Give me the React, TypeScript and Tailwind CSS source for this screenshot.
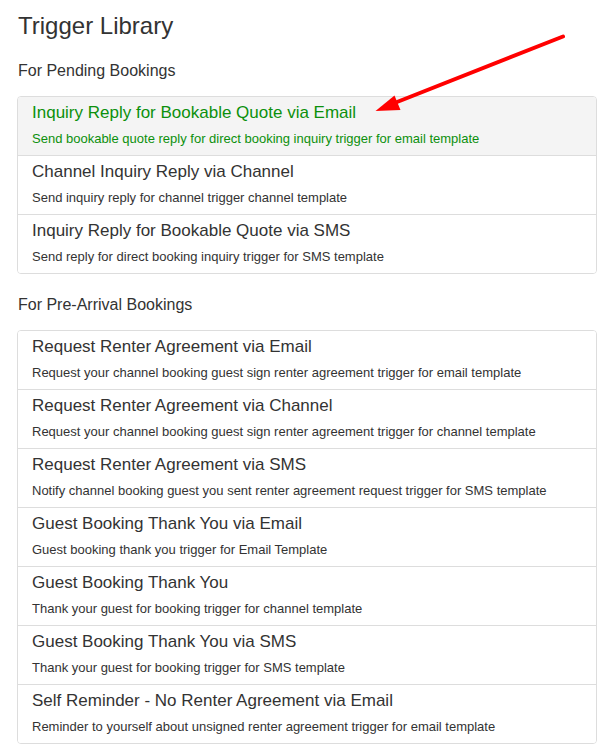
import React from "react";

type Item = { title: string; desc: string; active?: boolean };

const pending: Item[] = [
  {
    title: "Inquiry Reply for Bookable Quote via Email",
    desc: "Send bookable quote reply for direct booking inquiry trigger for email template",
    active: true,
  },
  {
    title: "Channel Inquiry Reply via Channel",
    desc: "Send inquiry reply for channel trigger channel template",
  },
  {
    title: "Inquiry Reply for Bookable Quote via SMS",
    desc: "Send reply for direct booking inquiry trigger for SMS template",
  },
];

const preArrival: Item[] = [
  {
    title: "Request Renter Agreement via Email",
    desc: "Request your channel booking guest sign renter agreement trigger for email template",
  },
  {
    title: "Request Renter Agreement via Channel",
    desc: "Request your channel booking guest sign renter agreement trigger for channel template",
  },
  {
    title: "Request Renter Agreement via SMS",
    desc: "Notify channel booking guest you sent renter agreement request trigger for SMS template",
  },
  {
    title: "Guest Booking Thank You via Email",
    desc: "Guest booking thank you trigger for Email Template",
  },
  {
    title: "Guest Booking Thank You",
    desc: "Thank your guest for booking trigger for channel template",
  },
  {
    title: "Guest Booking Thank You via SMS",
    desc: "Thank your guest for booking trigger for SMS template",
  },
  {
    title: "Self Reminder - No Renter Agreement via Email",
    desc: "Reminder to yourself about unsigned renter agreement trigger for email template",
  },
];

function List({ items }: { items: Item[] }) {
  return (
    <div className="border border-[#dddddd] rounded-[4px] overflow-hidden">
      {items.map((it, i) => (
        <div
          key={i}
          className={
            (i > 0 ? "border-t border-[#dddddd] " : "") +
            (it.active ? "bg-[#f4f4f4] text-[#0c900c] " : "bg-white text-[#333333] ") +
            "px-[14px] pt-[6px] pb-[7px]"
          }
        >
          <div className="text-[17px] leading-[19px]">{it.title}</div>
          <div className="text-[13px] leading-[18px] mt-[8px]">{it.desc}</div>
        </div>
      ))}
    </div>
  );
}

export default function App() {
  return (
    <div
      className="relative bg-white min-h-[745px] pl-[17px] pr-[18px] pt-[12px] text-[#333333]"
      style={{ fontFamily: '"Liberation Sans", Arial, sans-serif' }}
    >
      <h1 className="text-[24px] leading-[27px] font-normal pl-[1px]">Trigger Library</h1>
      <div className="mt-[23px]">
        <h2 className="text-[16px] leading-[18px] font-normal mb-[16px] pl-[1px]">For Pending Bookings</h2>
        <List items={pending} />
      </div>
      <div className="mt-[22px]">
        <h2 className="text-[16px] leading-[18px] font-normal mb-[16px] pl-[1px]">For Pre-Arrival Bookings</h2>
        <List items={preArrival} />
      </div>
      <svg
        className="absolute left-0 top-0 pointer-events-none"
        width="615"
        height="745"
        viewBox="0 0 615 745"
      >
        <line x1="563" y1="36.5" x2="392" y2="104" stroke="#ff0000" strokeWidth="4" strokeLinecap="round" />
        <polygon points="375.5,111 394.5,95.5 400.5,110" fill="#ff0000" />
      </svg>
    </div>
  );
}
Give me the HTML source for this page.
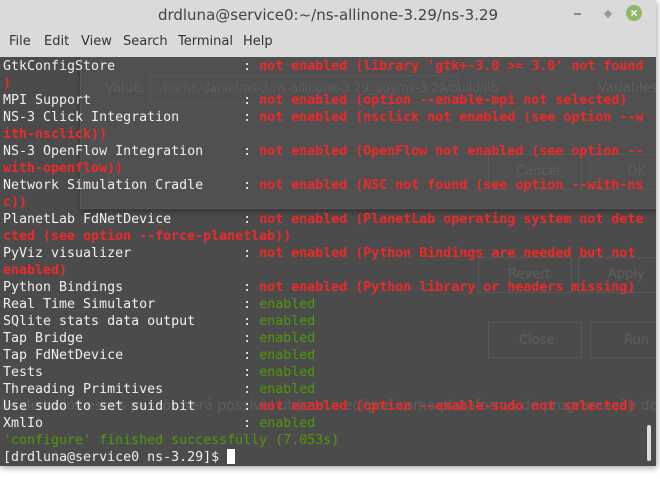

| Requirements |
Which lines contain "React"? Copy each of them out.

| Response for this exercise |
Give me the React, TypeScript and Tailwind CSS source for this screenshot.
import React from "react";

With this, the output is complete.